Life insurance policies operate uniquely compared to other insurances. In some cases, you may receive cash value from your policy. This is only if you have the right life insurance policy, however.
What is a Cash Value Life Insurance Policy?
A cash value life insurance policy is a type of whole life insurance, also sometimes known as a universal life insurance policy. This life insurance allows you to place a portion of your premiums into a type of savings or investment. As you pay premiums, you may be able to withdraw a portion of cash value from the savings account. This should not affect the benefits that accumulate for your beneficiaries.
You may take out cash any time once premiums have been paid and money has been deposited.
Cash value only applies to certain whole life insurance policies.

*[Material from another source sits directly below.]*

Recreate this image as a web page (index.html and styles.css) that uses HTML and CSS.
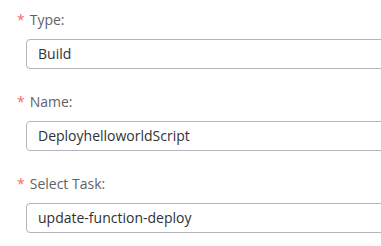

This is not available on term life insurance policies, which only cover you for a certain amount of years as agreed on the policy, such as 10, 20 or 30 years. If you cancel a term life insurance policy or your coverage lapses, you will not receive any cash value for the policy.
Not all policies offer cash value. Cash value whole life insurance policies generally cost more than a basic whole life insurance policy, so some people opt for a whole life insurance policy without cash value.
What Happens if You Cancel a Cash Value Life Insurance Policy?
If you cancel a basic whole or term life insurance policy, you will not receive compensation for the premiums you paid. The same applies if you outlive your term policy. Instead, your coverage will simply end, and you will have to purchase another policy if you want to be covered again.
If you have a cash value life insurance policy, however, you may receive cash value for the cash you put into the savings section of your life insurance policy. Keep in mind that if you cancel or outlive a life insurance policy, your beneficiaries will not receive benefits as detailed on the policy as a result of the policyholder’s death. The money you withdraw may be taxed, however, and will not be added to the death benefit. If a policyholder with a cash value policy dies while the policy is active, for example, the insurer will keep the accumulated cash value while the beneficiaries will receive only the amount agreed upon through the policy.